> [Provided material]
—————
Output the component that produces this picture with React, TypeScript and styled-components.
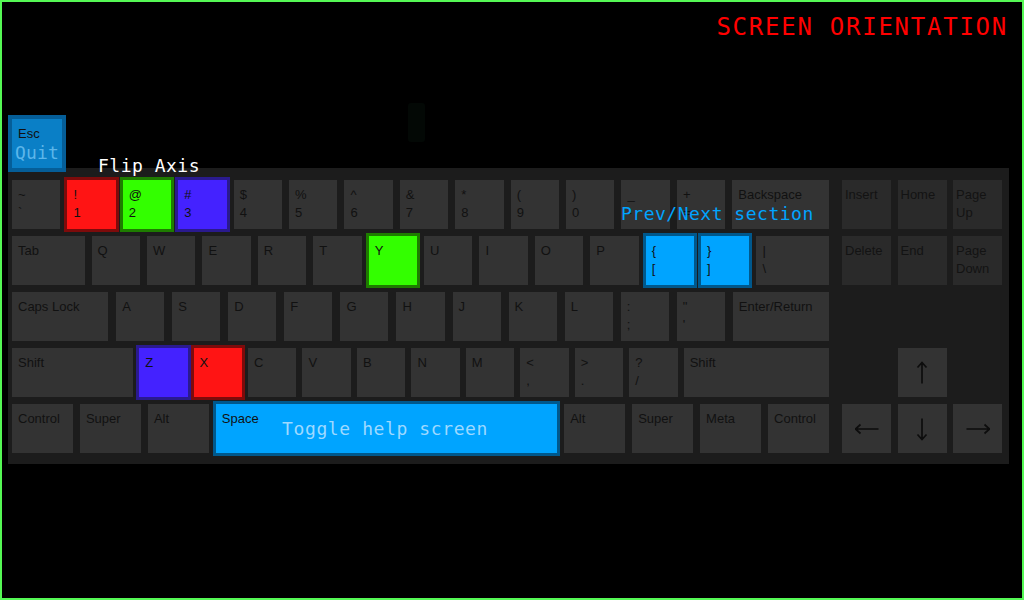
import React from "react";
import styled, { createGlobalStyle } from "styled-components";

const GlobalStyle = createGlobalStyle`
  html, body { margin: 0; padding: 0; background: #000; }
  body { width: 1024px; height: 600px; overflow: hidden; }
`;

type Tone = "plain" | "dim" | "red" | "green" | "violet" | "cyan" | "esc";

const TONES: Record<Tone, { bg: string; ring: string; ringWidth: number; ink: string }> = {
  plain: { bg: "#333333", ring: "transparent", ringWidth: 0, ink: "#111111" },
  dim: { bg: "#2a2a2a", ring: "transparent", ringWidth: 0, ink: "#131313" },
  red: { bg: "#ff1414", ring: "#7d0b0b", ringWidth: 3, ink: "#111111" },
  green: { bg: "#33ff00", ring: "#1e7c00", ringWidth: 3, ink: "#111111" },
  violet: { bg: "#4422ff", ring: "#2a1a8e", ringWidth: 3, ink: "#111111" },
  cyan: { bg: "#00a4ff", ring: "#00588c", ringWidth: 3, ink: "#111111" },
  esc: { bg: "#0a7fc6", ring: "#055e98", ringWidth: 4, ink: "#111111" },
};

const MONO = `"DejaVu Sans Mono", "Liberation Mono", monospace`;

const Screen = styled.div`
  position: relative;
  width: 1024px;
  height: 600px;
  box-sizing: border-box;
  border: 2px solid #55f855;
  background: #000;
  display: flex;
  flex-direction: column;
  align-items: flex-start;
  font-family: "Liberation Sans", Arial, sans-serif;
`;

const TitleBar = styled.header`
  align-self: stretch;
  display: flex;
  justify-content: flex-end;
  padding: 13px 14px 0 0;
`;

const Title = styled.h1`
  margin: 0;
  font-family: ${MONO};
  font-weight: normal;
  font-size: 24px;
  line-height: 24px;
  letter-spacing: 1.75px;
  color: #ff0000;
`;

const Ghost = styled.div`
  position: absolute;
  left: 406px;
  top: 101px;
  width: 17px;
  height: 39px;
  border-radius: 3px;
  background: #030805;
`;

const Key = styled.div<{ $tone: Tone; $grow?: number; $padX?: number }>`
  position: relative;
  flex: ${(p) => p.$grow ?? 1} ${(p) => p.$grow ?? 1} ${(p) => (p.$grow ?? 1) * 20}px;
  min-width: 0;
  height: 49px;
  box-sizing: border-box;
  padding: 6px ${(p) => p.$padX ?? 6}px 0;
  display: flex;
  flex-direction: column;
  background: ${(p) => TONES[p.$tone].bg};
  outline: ${(p) => TONES[p.$tone].ringWidth}px solid ${(p) => TONES[p.$tone].ring};
  outline-offset: 0;
  color: ${(p) => TONES[p.$tone].ink};
  font-size: 13px;
  line-height: 18px;
  white-space: nowrap;
  overflow: visible;
`;

const EscKey = styled(Key)`
  flex: none;
  width: 50px;
  margin: 80px 0 0 10px;
  z-index: 2;
`;

const QuitLine = styled.span`
  align-self: center;
  margin-top: 1px;
  font-family: ${MONO};
  font-size: 18px;
  line-height: 18px;
  letter-spacing: 0.2px;
  color: #5cb6ea;
`;

const Panel = styled.section`
  position: relative;
  margin-left: 6px;
  width: 1001px;
  height: 296px;
  box-sizing: border-box;
  padding: 12px 7px 11px 4px;
  background: #1c1c1c;
  display: flex;
  gap: 13px;
`;

const MainBlock = styled.div`
  width: 817px;
  flex: none;
  display: flex;
  flex-direction: column;
  gap: 7px;
`;

const Row = styled.div<{ $gap: number }>`
  display: flex;
  gap: ${(p) => p.$gap}px;
  height: 49px;
`;

const NavBlock = styled.div`
  width: 160px;
  flex: none;
  display: grid;
  grid-template-columns: repeat(3, 49px);
  grid-template-rows: repeat(5, 49px);
  column-gap: 6.5px;
  row-gap: 7px;
`;

const NavKey = styled(Key)<{ $col: number; $row: number }>`
  grid-column: ${(p) => p.$col};
  grid-row: ${(p) => p.$row};
  height: auto;
`;

const ArrowKey = styled(NavKey)`
  padding: 0;
  align-items: center;
  justify-content: center;
`;

const Annotation = styled.div<{ $x: number; $y: number; $color: string }>`
  position: absolute;
  left: ${(p) => p.$x}px;
  top: ${(p) => p.$y}px;
  font-family: ${MONO};
  font-size: 18px;
  line-height: 18px;
  letter-spacing: 0.5px;
  color: ${(p) => p.$color};
  white-space: nowrap;
  z-index: 3;
`;

const Hint = styled.div`
  position: absolute;
  inset: 0;
  display: flex;
  align-items: center;
  justify-content: center;
  padding-right: 3px;
  font-family: ${MONO};
  font-size: 18px;
  line-height: 18px;
  letter-spacing: 0.6px;
  color: #9ed9ff;
`;

interface KeyDef {
  top: string;
  bottom?: string;
  grow?: number;
  tone?: Tone;
  hint?: string;
}

const k = (top: string, bottom?: string, tone?: Tone, grow?: number): KeyDef => ({ top, bottom, tone, grow });

const ROWS: { gap: number; keys: KeyDef[] }[] = [
  {
    gap: 7,
    keys: [
      k("~", "`"),
      k("!", "1", "red"),
      k("@", "2", "green"),
      k("#", "3", "violet"),
      k("$", "4"),
      k("%", "5"),
      k("^", "6"),
      k("&", "7"),
      k("*", "8"),
      k("(", "9"),
      k(")", "0"),
      k("_", "-"),
      k("+", "="),
      k("Backspace", undefined, undefined, 2),
    ],
  },
  {
    gap: 7,
    keys: [
      k("Tab", undefined, undefined, 1.5),
      k("Q"),
      k("W"),
      k("E"),
      k("R"),
      k("T"),
      k("Y", undefined, "green"),
      k("U"),
      k("I"),
      k("O"),
      k("P"),
      k("{", "[", "cyan"),
      k("}", "]", "cyan"),
      k("|", "\\", undefined, 1.5),
    ],
  },
  {
    gap: 8,
    keys: [
      k("Caps Lock", undefined, undefined, 2),
      k("A"),
      k("S"),
      k("D"),
      k("F"),
      k("G"),
      k("H"),
      k("J"),
      k("K"),
      k("L"),
      k(":", ";"),
      k("\"", "'"),
      k("Enter/Return", undefined, undefined, 2),
    ],
  },
  {
    gap: 6,
    keys: [
      k("Shift", undefined, undefined, 2.5),
      k("Z", undefined, "violet"),
      k("X", undefined, "red"),
      k("C"),
      k("V"),
      k("B"),
      k("N"),
      k("M"),
      k("<", ","),
      k(">", "."),
      k("?", "/"),
      k("Shift", undefined, undefined, 3),
    ],
  },
  {
    gap: 7,
    keys: [
      k("Control", undefined, undefined, 1.25),
      k("Super", undefined, undefined, 1.25),
      k("Alt", undefined, undefined, 1.25),
      { top: "Space", tone: "cyan", grow: 7, hint: "Toggle help screen" },
      k("Alt", undefined, undefined, 1.25),
      k("Super", undefined, undefined, 1.25),
      k("Meta", undefined, undefined, 1.25),
      k("Control", undefined, undefined, 1.25),
    ],
  },
];

const NAV: { top: string; bottom?: string; col: number; row: number }[] = [
  { top: "Insert", col: 1, row: 1 },
  { top: "Home", col: 2, row: 1 },
  { top: "Page", bottom: "Up", col: 3, row: 1 },
  { top: "Delete", col: 1, row: 2 },
  { top: "End", col: 2, row: 2 },
  { top: "Page", bottom: "Down", col: 3, row: 2 },
];

type Dir = "up" | "down" | "left" | "right";
const ARROW_PATHS: Record<Dir, string> = {
  up: "M12 1.5 V22.5 M7.5 6.5 L12 1.5 L16.5 6.5",
  down: "M12 1.5 V22.5 M7.5 17.5 L12 22.5 L16.5 17.5",
  left: "M0.5 12 H23.5 M5.5 7.5 L0.5 12 L5.5 16.5",
  right: "M0.5 12 H23.5 M18.5 7.5 L23.5 12 L18.5 16.5",
};

const ARROWS: { dir: Dir; col: number; row: number }[] = [
  { dir: "up", col: 2, row: 4 },
  { dir: "left", col: 1, row: 5 },
  { dir: "down", col: 2, row: 5 },
  { dir: "right", col: 3, row: 5 },
];

const Arrow: React.FC<{ dir: Dir }> = ({ dir }) => (
  <svg width="24" height="24" viewBox="0 0 24 24" fill="none">
    <path d={ARROW_PATHS[dir]} stroke="#0d0d0d" strokeWidth="1.7" strokeLinecap="butt" />
  </svg>
);

const KeyCap: React.FC<{ def: KeyDef }> = ({ def }) => (
  <Key $tone={def.tone ?? "plain"} $grow={def.grow}>
    <span>{def.top}</span>
    {def.bottom && <span>{def.bottom}</span>}
    {def.hint && <Hint>{def.hint}</Hint>}
  </Key>
);

export default function App() {
  return (
    <>
      <GlobalStyle />
      <Screen>
        <TitleBar>
          <Title>SCREEN ORIENTATION</Title>
        </TitleBar>
        <Ghost />
        <EscKey $tone="esc">
          <span>Esc</span>
          <QuitLine>Quit</QuitLine>
        </EscKey>
        <Panel>
          <Annotation $x={90} $y={-11} $color="#ffffff">
            Flip Axis
          </Annotation>
          <Annotation $x={613} $y={37} $color="#00a4ff">
            Prev/Next section
          </Annotation>
          <MainBlock>
            {ROWS.map((row, i) => (
              <Row key={i} $gap={row.gap}>
                {row.keys.map((def, j) => (
                  <KeyCap key={j} def={def} />
                ))}
              </Row>
            ))}
          </MainBlock>
          <NavBlock>
            {NAV.map((n) => (
              <NavKey key={`${n.col}-${n.row}`} $tone="dim" $col={n.col} $row={n.row} $padX={3}>
                <span>{n.top}</span>
                {n.bottom && <span>{n.bottom}</span>}
              </NavKey>
            ))}
            {ARROWS.map((a) => (
              <ArrowKey key={a.dir} $tone="plain" $col={a.col} $row={a.row}>
                <Arrow dir={a.dir} />
              </ArrowKey>
            ))}
          </NavBlock>
        </Panel>
      </Screen>
    </>
  );
}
—————
> [What this task involves] Find out how many lines in the listing contain the string "React". Give the number alone.

> [Exercise solution] 4